TaMPERing with Large Language Models: A Field Guide for using Generative AI in Public Administration Research
Michael Overton, Barrie Robison, Lucas Sheneman
TL;DR
The paper introduces TaMPER, a structured framework for integrating Large Language Models into public administration research to address transparency, reproducibility, and replicability challenges. It details five decision points—Task, Model, Prompt, Evaluation, and Reporting—and provides concrete guidance on task definition, model selection, prompt design, evaluation protocols, and reporting standards, including a SBP (Sample-Benchmark-Population) protocol.

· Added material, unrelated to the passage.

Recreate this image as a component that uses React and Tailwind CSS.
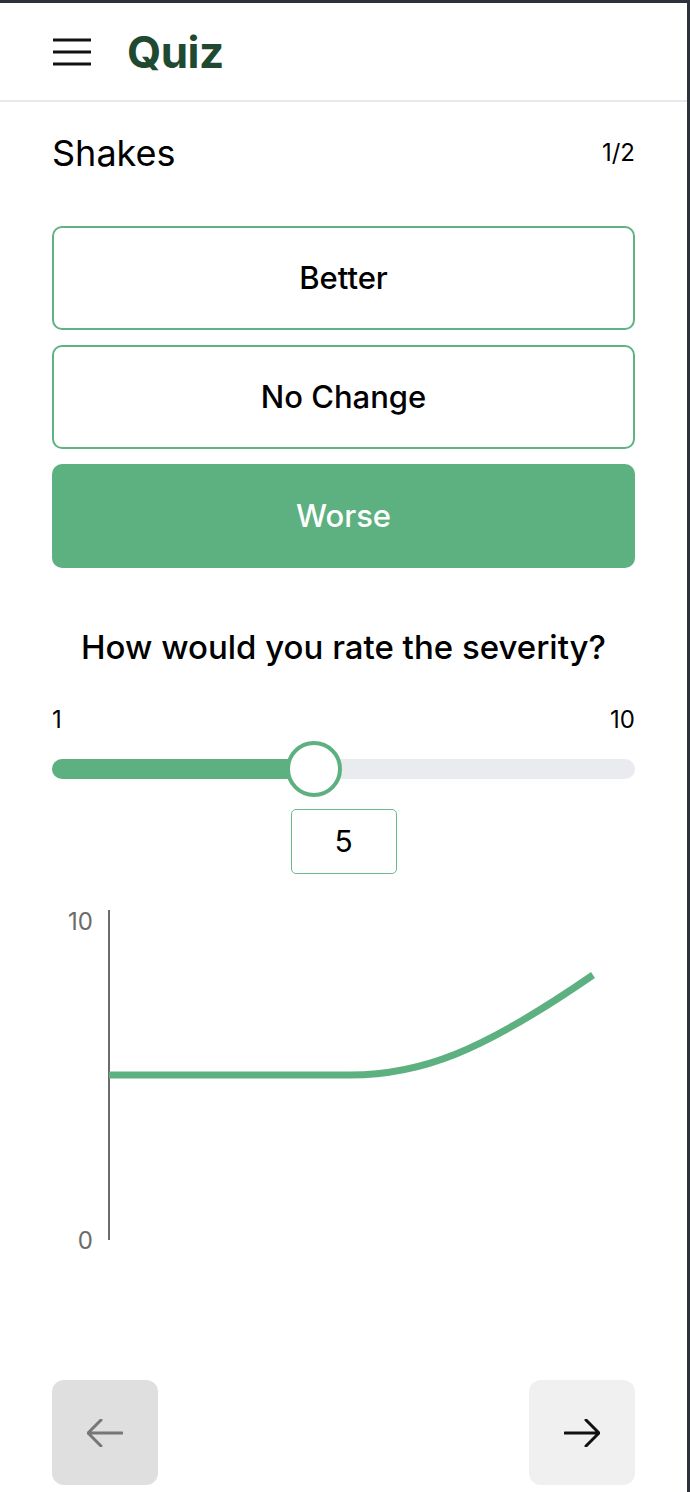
import React, { useState } from 'react';

const GREEN = '#5db180';

// Severity history shown under the slider
const points = 'M1,165 L242,165 C312,165 372,143 485,65';

function Hamburger() {
  return (
    <svg width="40" height="30" viewBox="0 0 40 30" className="shrink-0">
      <path d="M1 3H39M1 15H39M1 27H39" stroke="#111" strokeWidth="3" />
    </svg>
  );
}

function Arrow({ dir = 'right', color = '#111' }) {
  const d = dir === 'right' ? 'M1 14H35M22 1L35 14L22 27' : 'M35 14H1M14 1L1 14L14 27';
  return (
    <svg width="36" height="28" viewBox="0 0 36 28">
      <path d={d} stroke={color} strokeWidth="3" fill="none" strokeLinecap="round" strokeLinejoin="round" />
    </svg>
  );
}

export default function App() {
  const [choice, setChoice] = useState('Worse');
  const [value] = useState(5);
  const options = ['Better', 'No Change', 'Worse'];
  const pct = (value - 1) / 9;

  return (
    <div
      className="w-[690px] h-[1492px] bg-white border-t-[3px] border-r-[3px] border-[#2c313c] overflow-hidden text-black"
      style={{ fontFamily: 'Inter, "Noto Sans", sans-serif' }}
    >
      {/* Header */}
      <div className="h-[99px] flex items-center gap-[35px] px-[52px] border-b-2 border-[#e7e8eb]">
        <Hamburger />
        <h1 className="text-[44px] font-bold text-[#1f4a31] leading-none tracking-[-0.5px]">Quiz</h1>
      </div>

      <div className="px-[52px]">
        {/* Symptom title */}
        <div className="flex items-center justify-between mt-[31px] h-[40px]">
          <span className="text-[36px] leading-none">Shakes</span>
          <span className="text-[24px] leading-none">1/2</span>
        </div>

        {/* Options */}
        <div className="flex flex-col gap-[15px] mt-[53px]">
          {options.map((o) => {
            const on = choice === o;
            return (
              <button
                key={o}
                onClick={() => setChoice(o)}
                className={`h-[104px] rounded-[10px] text-[31px] font-medium ${
                  on ? 'bg-[#5db180] text-white' : 'border-2 border-[#5fb282] bg-white text-black'
                }`}
              >
                {o}
              </button>
            );
          })}
        </div>

        {/* Severity */}
        <p className="text-center text-[33px] font-medium mt-[63px] leading-none">
          How would you rate the severity?
        </p>
        <div className="flex justify-between text-[24px] leading-none mt-[44px]">
          <span>1</span>
          <span>10</span>
        </div>
        <div className="relative h-[20px] rounded-full bg-[#e9ebee] mt-[27px]">
          <div
            className="h-full rounded-l-full bg-[#5db180]"
            style={{ width: `calc(28px + ${pct} * (100% - 56px))` }}
          />
          <div
            className="absolute top-1/2 w-[56px] h-[56px] -translate-y-1/2 rounded-full bg-white border-[4px] border-[#5db180]"
            style={{ left: `calc(${pct} * (100% - 56px))` }}
          />
        </div>
        <div className="flex justify-center mt-[30px]">
          <div className="w-[106px] h-[65px] flex items-center justify-center border border-[#6dbb8d] rounded-[5px] text-[30px]">
            {value}
          </div>
        </div>

        {/* History chart */}
        <div className="flex mt-[36px] h-[330px]">
          <div className="w-[56px] pr-[15px] flex flex-col justify-between items-end text-[24px] text-[#6b6b6b] leading-none">
            <span>10</span>
            <span className="-mb-[13px]">0</span>
          </div>
          <svg width="527" height="330" viewBox="0 0 527 330">
            <line x1="1" y1="0" x2="1" y2="330" stroke="#6b6b6b" strokeWidth="2" />
            <path d={points} stroke={GREEN} strokeWidth="7" fill="none" />
          </svg>
        </div>

        {/* Navigation */}
        <div className="flex justify-between mt-[140px]">
          <button className="w-[106px] h-[105px] rounded-[12px] bg-[#dfdfdf] flex items-center justify-center">
            <Arrow dir="left" color="#777" />
          </button>
          <button className="w-[106px] h-[105px] rounded-[12px] bg-[#f0f0f0] flex items-center justify-center">
            <Arrow dir="right" color="#111" />
          </button>
        </div>
      </div>
    </div>
  );
}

The framework emphasizes methodological rigor, adaptability to evolving AI capabilities, and openness through detailed documentation and true structured outputs. By enabling robust, transparent, and ethically conscious use of LLMs, TaMPER aims to elevate the rigor and impact of PA scholarship in the era of Generative AI.
Abstract
The integration of Large Language Models (LLMs) into social science research presents transformative opportunities for advancing scientific inquiry, particularly in public administration (PA). However, the absence of standardized methodologies for using LLMs poses significant challenges for ensuring transparency, reproducibility, and replicability. This manuscript introduces the TaMPER framework-a structured methodology organized around five critical decision points: Task, Model, Prompt, Evaluation, and Reporting. The TaMPER framework provides scholars with a systematic approach to leveraging LLMs effectively while addressing key challenges such as model variability, prompt design, evaluation protocols, and transparent reporting practices.